Wasn't me suggestion is perfectly fine, but you may also exploit

$$\frac{1}{(n^2+m^2)^{3/2}}=\int_{0}^{+\infty}\frac{x}{m}J_1(mx)e^{-nx}\,dx $$

where $J_1$ is a Bessel function of the first kind. This leads to

$$ \sum_{n\geq 1}\frac{1}{(n^2+m^2)^{3/2}} = \frac{1}{m}\int_{0}^{+\infty}\frac{x}{e^x-1}J_1(mx)\,dx $$ and it is enough to show that $\int_{0}^{+\infty}\frac{x}{e^x-1}J_1(mx)\,dx$ is $O(m^{-\varepsilon})$ for some $\varepsilon > 0$.
By invoking the full power of Tricomi's approximation $$ J_1(x) \approx \frac{\sin(x)-\cos(x)}{\sqrt{\pi x}} $$ (holding for any sufficiently large $|x|$) one gets $I(m)=\int_{0}^{+\infty}\frac{x}{e^x-1} J_1(mx)\,dx = O(m^{-1})$. It is also possible to derive the weaker $I(m)=O(m^{\varepsilon-1/2})$ by elementary tools, i.e.

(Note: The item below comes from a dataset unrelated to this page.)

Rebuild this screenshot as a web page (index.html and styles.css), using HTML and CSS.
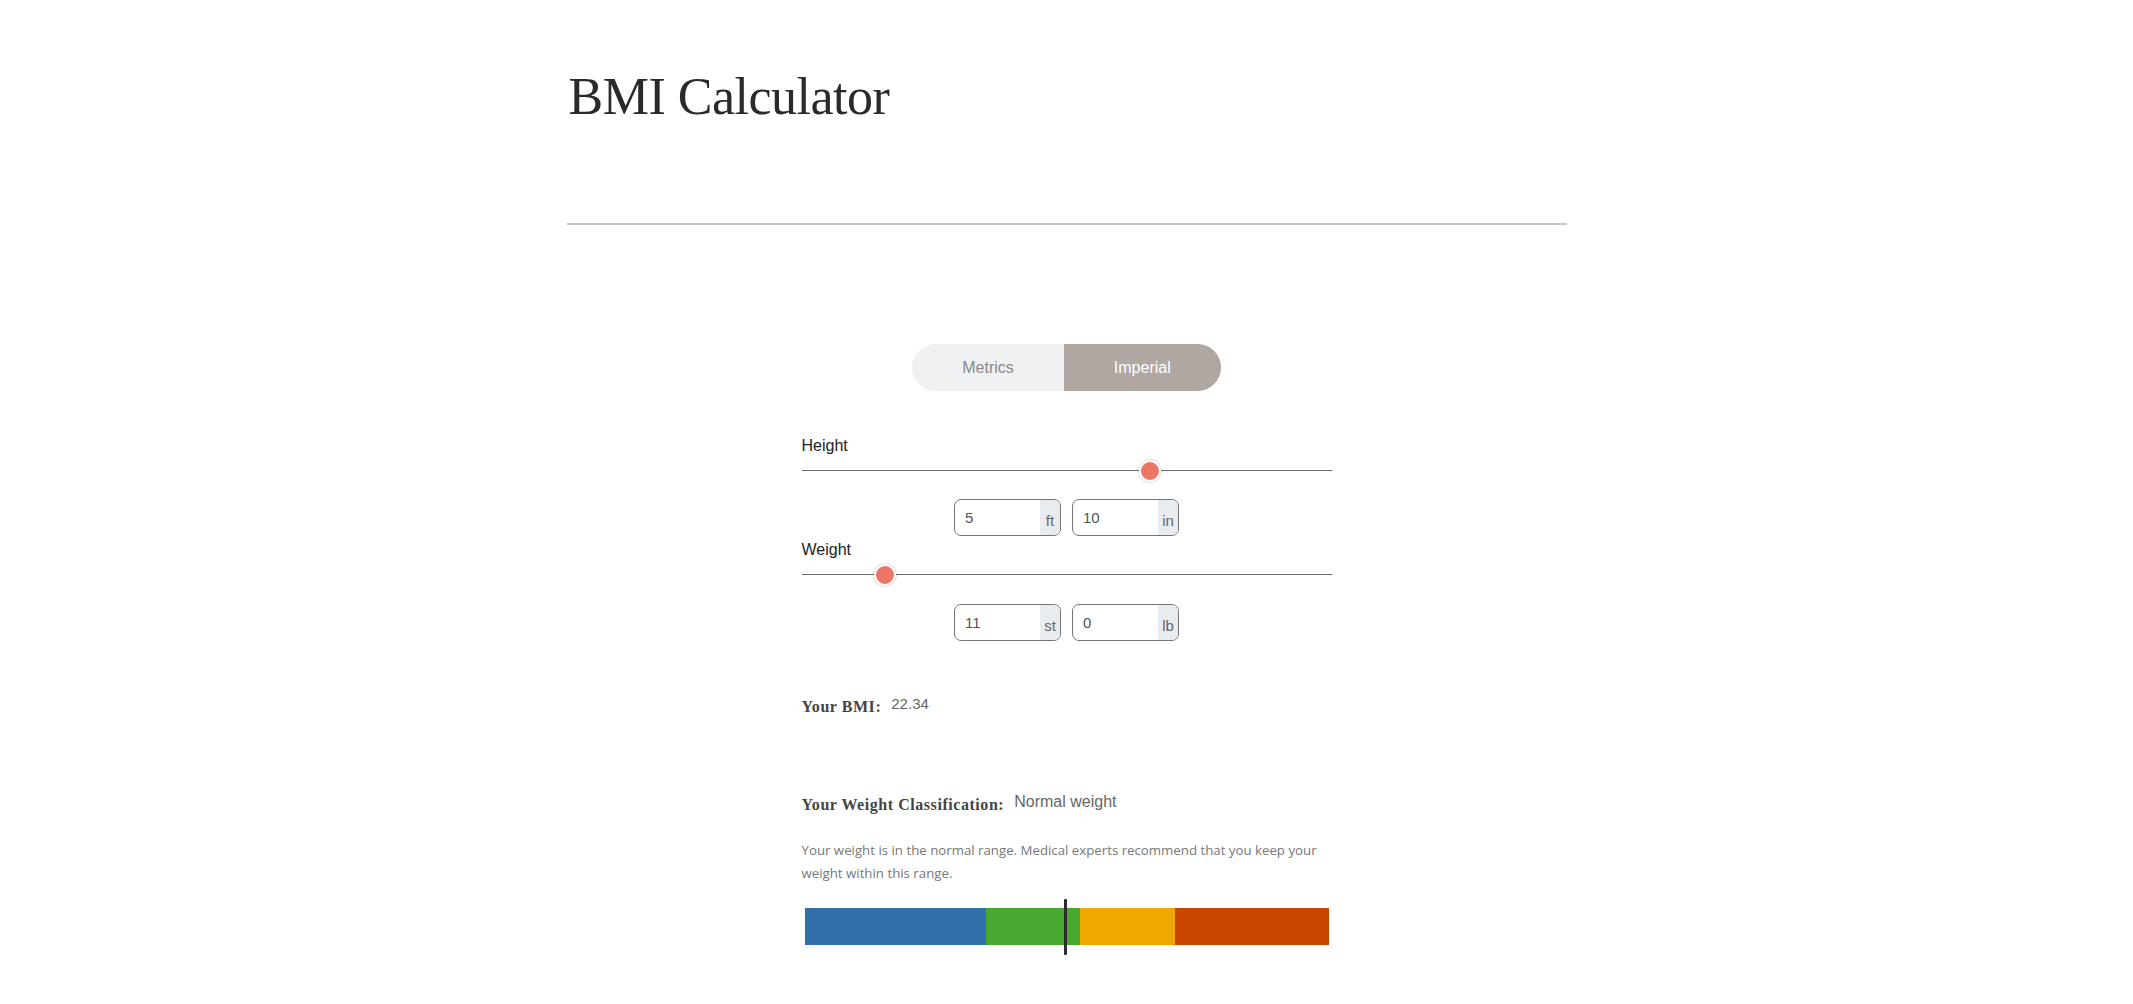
FILE: index.html
```html
<!DOCTYPE html>
<html lang="en">
<head>
<meta charset="utf-8">
<title>BMI Calculator</title>
<link rel="stylesheet" href="styles.css">
</head>
<body>
<div class="page">
  <h1 class="title">BMI Calculator</h1>
  <hr class="rule">
  <div class="calc">
    <div class="toggle-wrap">
      <div class="toggle">
        <span class="toggle-btn">Metrics</span>
        <span class="toggle-btn active">Imperial</span>
      </div>
    </div>

    <div class="field-label field-height">Height</div>
    <div class="slider"><div class="track"></div><div class="thumb" style="left: 65.8%"></div></div>
    <div class="boxes boxes-height">
      <div class="box"><span class="val">5</span><span class="unit">ft</span></div>
      <div class="box"><span class="val">10</span><span class="unit">in</span></div>
    </div>

    <div class="field-label field-weight">Weight</div>
    <div class="slider"><div class="track"></div><div class="thumb" style="left: 15.8%"></div></div>
    <div class="boxes boxes-weight">
      <div class="box"><span class="val">11</span><span class="unit">st</span></div>
      <div class="box"><span class="val">0</span><span class="unit">lb</span></div>
    </div>

    <div class="result result-bmi">
      <span class="result-label">Your BMI:</span>
      <span class="result-value">22.34</span>
    </div>
    <div class="result result-class">
      <span class="result-label">Your Weight Classification:</span>
      <span class="result-value">Normal weight</span>
    </div>
    <p class="desc">Your weight is in the normal range. Medical experts recommend that you keep your weight within this range.</p>

    <div class="scale-wrap">
      <div class="scale">
        <div class="seg seg-blue" style="width: 34.6%"></div>
        <div class="seg seg-green" style="width: 17.8%"></div>
        <div class="seg seg-yellow" style="width: 18.2%"></div>
        <div class="seg seg-red" style="width: 29.4%"></div>
      </div>
      <div class="marker" style="left: 49.7%"></div>
    </div>
  </div>
</div>
</body>
</html>
```

FILE: styles.css
```css
* { box-sizing: border-box; }

body {
  margin: 0;
  background: #ffffff;
  font-family: "Liberation Sans", Arial, sans-serif;
  color: #222;
}

.page {
  width: 1000px;
  margin: 0 auto;
}

.title {
  margin: 0;
  padding-top: 66px;
  padding-left: 2px;
  font-family: "Liberation Serif", "Times New Roman", serif;
  font-weight: normal;
  font-size: 52px;
  line-height: 1.2;
  letter-spacing: -0.5px;
  color: #2a2a2a;
}

.rule {
  margin: 95px 0 0 0;
  border: 0;
  height: 2px;
  background: #c6c6c6;
}

.calc {
  width: 530px;
  margin: 0 auto;
  padding-top: 119px;
  padding-bottom: 40px;
}

.toggle-wrap {
  display: flex;
  justify-content: center;
}

.toggle {
  display: flex;
  height: 47px;
  border-radius: 24px;
  overflow: hidden;
  background: #eef0f2;
}

.toggle-btn {
  display: flex;
  align-items: center;
  padding: 0 50px;
  font-size: 16px;
  color: #8a8a8a;
}

.toggle-btn.active {
  background: #b0a7a2;
  color: #ffffff;
}

.field-label {
  margin-bottom: 3px;
  font-size: 16px;
  line-height: 20px;
  color: #222;
}

.field-height {
  margin-top: 45px;
}

.field-weight {
  margin-top: 4px;
}

.slider {
  position: relative;
  height: 24px;
}

.track {
  position: absolute;
  left: 0;
  right: 0;
  top: 11px;
  height: 1px;
  background: #6e6e6e;
}

.thumb {
  position: absolute;
  top: 1px;
  width: 22px;
  height: 22px;
  margin-left: -11px;
  border-radius: 50%;
  background: #ec7566;
  border: 2px solid #ffffff;
  box-shadow: 0 0 2px rgba(0, 0, 0, 0.35);
}

.boxes {
  display: flex;
  justify-content: center;
  gap: 11px;
}

.boxes-height {
  margin-top: 16px;
}

.boxes-weight {
  margin-top: 17px;
}

.box {
  display: flex;
  width: 107px;
  height: 37px;
  border: 1px solid #757575;
  border-radius: 7px;
  overflow: hidden;
  background: #fff;
}

.val {
  flex: 1;
  display: flex;
  align-items: center;
  padding-left: 10px;
  font-size: 15px;
  color: #555;
}

.unit {
  width: 20px;
  background: #e9ecef;
  display: flex;
  align-items: flex-end;
  justify-content: center;
  padding-bottom: 6px;
  font-size: 15px;
  color: #666;
}

.result {
  display: flex;
  align-items: flex-start;
  gap: 10px;
  line-height: 24px;
}

.result-bmi {
  margin-top: 54px;
}

.result-class {
  margin-top: 74px;
}

.result-label {
  font-family: "Liberation Serif", "Times New Roman", serif;
  font-weight: bold;
  font-size: 16px;
  letter-spacing: 0.55px;
  color: #444;
}

.result-value {
  font-size: 15px;
  line-height: 18px;
  color: #666;
}

.result-class .result-value {
  font-size: 16px;
}

.desc {
  margin: 22px 0 0 0;
  font-family: "Open Sans", "Liberation Sans", sans-serif;
  font-size: 13.25px;
  line-height: 23px;
  color: #777;
}

.scale-wrap {
  position: relative;
  margin: 14px 2px 0 3px;
  padding: 9px 0 10px 0;
}

.scale {
  display: flex;
  height: 37px;
}

.seg { height: 100%; }
.seg-blue { background: #306eac; }
.seg-green { background: #47a931; }
.seg-yellow { background: #eea800; }
.seg-red { background: #c84400; }

.marker {
  position: absolute;
  top: 0;
  bottom: 0;
  width: 3px;
  margin-left: -1px;
  background: #2c2c2c;
  border-radius: 1px;
}
```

Cauchy-Schwarz and $$ \int_{0}^{+\infty} e^{-x} J_1(mx)^2\,dx = \frac{(2m^2+1)K(-4m^2)-E(-4m^2)}{\pi m^2}\sim \frac{\log m}{\pi m}.$$

An even simpler way is to notice that, by the convexity of $\frac{1}{(m^2+n^2)^{3/2}}$ and the Hermite-Hadamard inequality

$$ \sum_{m\geq 1}\frac{1}{(m^2+n^2)^{3/2}}\leq \int_{1/2}^{+\infty}\frac{dx}{(x^2+n^2)^{3/2}} = \frac{4}{\sqrt{4n^2+1}\left(1+\sqrt{4n^2+1}\right)}\leq \frac{1}{n^2}$$ holds for any $n\in\mathbb{N}^+$.

Answer 3

Following the suggestion of wasn't me, we proceed by summation by parts. We have $$ \sum_{N\geq 2}\frac{r_2(N)}{N^{3/2}}=\sum_{k\geq 2}\left(\frac{1}{k^{3/2}}-\frac{1}{(k+1)^{3/2}}\right)\sum_{N\geq 2}^kr_2(N)\,. $$ As noted by wasn't me, the sum $\sum_{N\geq 2}^k r_2(N)$ is bounded by $\frac{\pi}{4}k<k$. The difference in each summand is $$ =\frac{(1+\frac{1}{k})^{3/2}-1}{(k+1)^{3/2}}<\sum_{n=1}^\infty{3/2\choose n}k^{-n-3/2} $$ In total, we get that the desired sum is bounded by $$ \sum_{n=1}^\infty{3/2\choose n}(\zeta(n+1/2)-1) $$ and this sum converges by the Leibniz criterion. Indeed, $\zeta(n+1/2)-1$ is positive and bounded by $\zeta(3/2)$ for all $n\geq 1$ and ${3/2\choose n}$ is an alternating monotonic null sequence for $n\geq 2$.